The comfort zone defines the area within the viewer's visual field where they can comfortably focus. This is roughly a 90-degree cone in front of them, with a wider peripheral awareness zone. Narrative-critical information should be placed within this comfort zone. Requiring the viewer to look straight up, straight down, or directly behind them for extended periods is physically uncomfortable and should be used sparingly, for specific dramatic purposes.

Camera movement in VR — which translates to viewer movement through the space — must be handled with extreme care. Linear movement along the viewer's gaze direction is the most comfortable. Lateral movement and rotation that the viewer did not initiate are the most discomfort-inducing. The storyboard must indicate any non-static viewer position with clear annotations about movement type, speed, and duration, flagging moments that approach comfort limits.

Height changes deserve special attention. Moving the viewer's viewpoint up or down — elevators, flying sequences, falling — can be powerful dramatic tools but carry high discomfort risk. The storyboard artist must indicate viewpoint height at every moment and plan these transitions with gradual onset and adequate visual grounding.

Spatial Audio Integration

Sound design in VR is not supplementary — it is a primary storytelling channel that must be planned in the storyboard with the same detail as visual elements. Every sound source in the environment has a spatial position, and the storyboard must specify where each sound originates in relation to the viewer.

The plan view in a VR storyboard should include audio source positions indicated with distance and direction from the viewer. "Footsteps approaching from behind, moving to viewer's left" is a storyboard direction that communicates both spatial information and narrative intent. The timing of audio cues relative to visual events must be planned — sound often precedes the visual to prepare the viewer for where to look.

Ambient sound design — the environmental audio bed that fills the space — is indicated in the storyboard through environmental annotations. "Forest ambience: birds above and right, stream below and left, wind through trees omnidirectional" gives the sound designer spatial guidance while establishing the immersive environment.

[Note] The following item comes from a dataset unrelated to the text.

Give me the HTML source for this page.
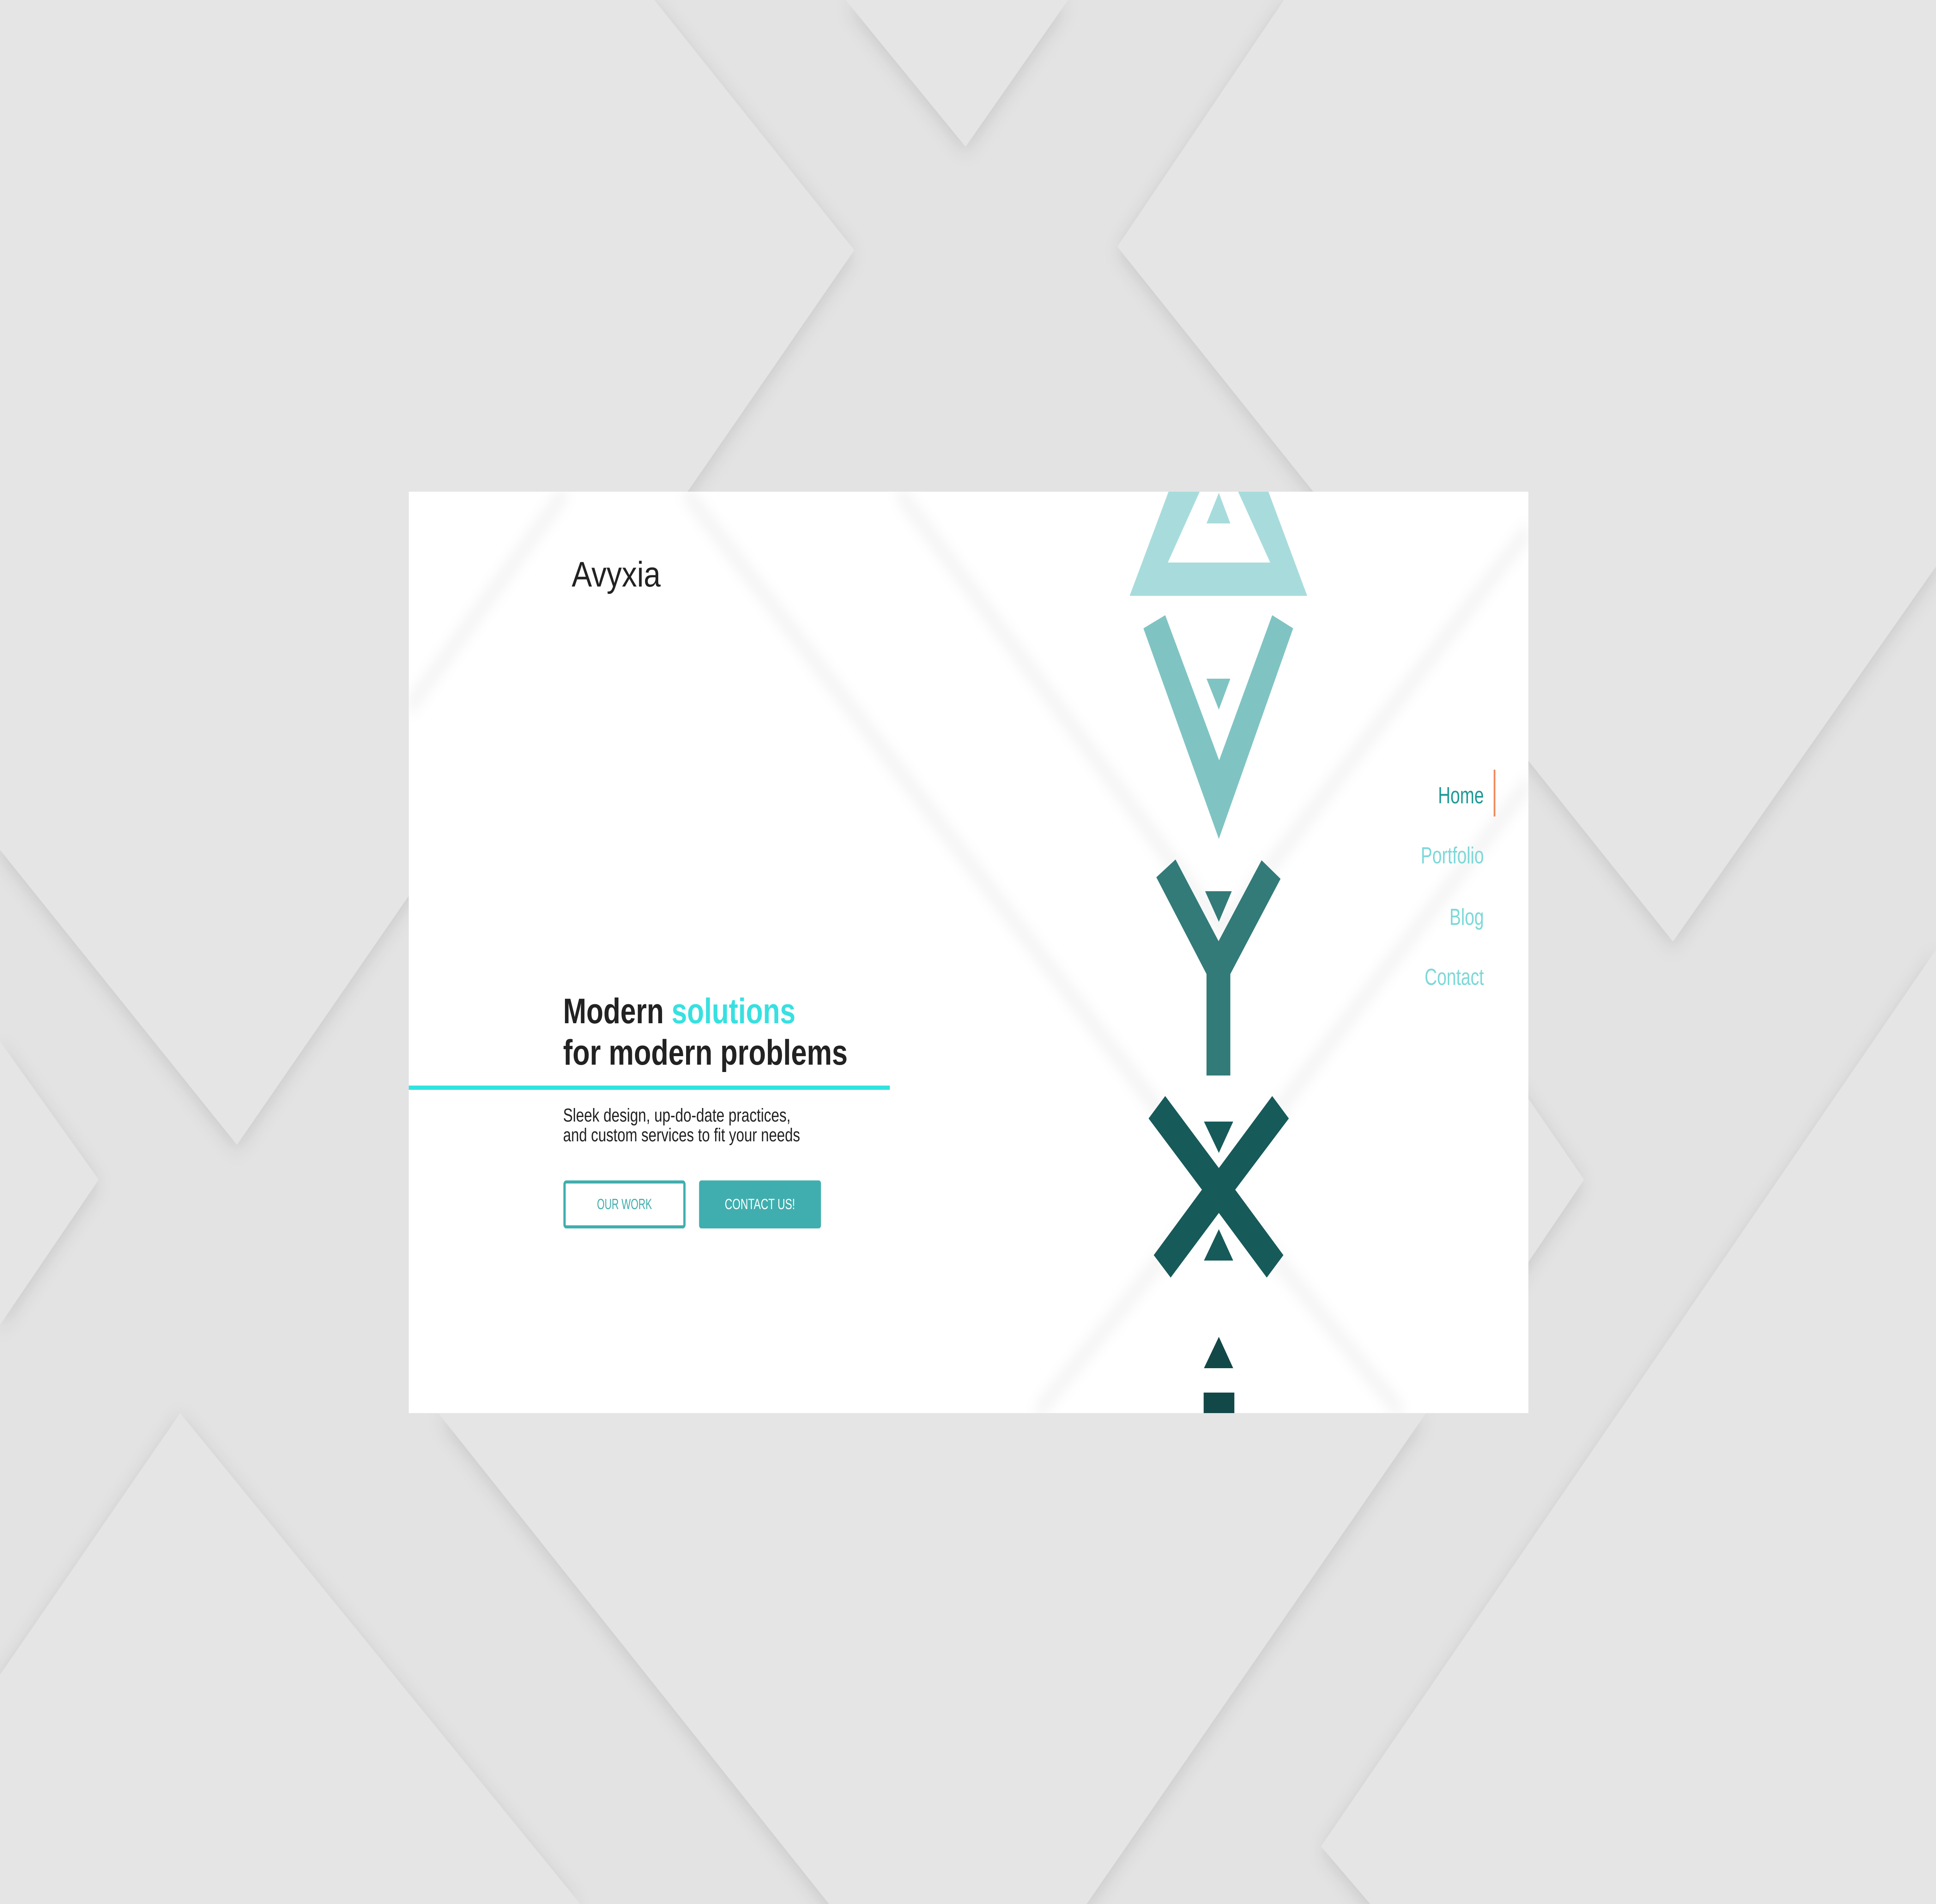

These annotations may seem detailed for a storyboard, but in VR, the sound environment is as important as the visual set.

The Challenge of Boarding Interactivity

Many VR experiences include interactive elements — objects the viewer can pick up, characters who respond to the viewer's gaze or proximity, branching paths that the viewer chooses by moving through the space. Boarding interactivity requires a notation system for conditional events.

Interactive moments are boarded as decision nodes with branching paths. "If viewer looks at object A" leads to one sequence of panels. "If viewer looks at object B" leads to another. "If viewer does not look at either within 10 seconds" leads to a default path. The storyboard becomes a flowchart in these moments, and the spatial plan view shows the physical layout that enables or constrains the viewer's choices.

Proximity triggers — events that occur when the viewer moves close to something — require spatial precision in the storyboard. The plan view shows trigger zones as bounded areas, and the narrative panels show what happens when the viewer enters each zone. The timing and sequencing of these triggers must be designed to prevent conflicts and ensure narrative coherence regardless of the order the viewer encounters them.

Designing for Repeat Viewings

Unlike traditional film, VR experiences are often viewed multiple times as viewers explore different areas and make different choices. The storyboard artist must consider what the experience offers on second and third viewings. Are there details that reward re-exploration? Do different attention paths through the same scene yield different emotional experiences?

Layered narrative design places primary story content in the high-attention areas and secondary, enriching details in the periphery and background. The storyboard shows both layers — the primary narrative path that most viewers will follow and the secondary details that reward exploration. This dual-layer boarding ensures that first-time viewers get a complete story while repeat viewers discover new depth.

Storyboard Specifications

  1. Composite panel format: Each storyboard moment presented as a composite: primary attention frame (the view the viewer is expected to be seeing), top-down plan view (spatial positions of all characters, objects, and the viewer), and peripheral annotations (events happening outside the primary attention zone). Equirectangular full-sphere view included for key moments.

  2. Gaze path choreography: Plot the intended gaze path across the full experience as a continuous line on a timeline-synchronized plan view. Indicate each gaze target, the cue that draws attention to it (audio, motion, light, character action), and the expected time for the viewer to shift attention. Build in buffer time for viewer agency — never assume instant compliance.

  3. Spatial audio mapping: Every storyboard panel includes audio source positions on the plan view. Indicate sound type (dialogue, SFX, music, ambient), spatial behavior (point source, area source, omnidirectional), distance from viewer, and timing relationship to visual events. Audio cues that serve as attention guides must be flagged and timed precisely.

  4. Comfort zone compliance: Annotate every panel with the viewer's physical state — stationary, moving (with direction and speed), elevated, rotated. Flag any moment where narrative content falls outside the 90-degree comfort cone. Indicate all viewer movement with type, velocity, duration, and grounding references. Rate each transition for comfort risk on a defined scale.

  5. Interactive branching notation: Board all interactive moments as decision trees with clear conditional logic. Show trigger conditions (gaze, proximity, gesture, time), branching paths for each possible viewer action, and a default path for no action. Ensure all branches reconverge at defined sync points to maintain narrative coherence.

  6. Environmental attention architecture: Design and annotate the spatial structures that channel viewer attention — doorways, corridors, light pools, elevation changes, sight lines. The plan view must show these attention funnels and how they guide the viewer through the narrative space without explicit direction.

  7. Layered content mapping: Distinguish between primary narrative content (must be seen for story comprehension) and secondary enrichment content (rewards exploration but is not required). Primary content is boarded at full detail. Secondary content is indicated on the plan view with brief descriptions and spatial positions.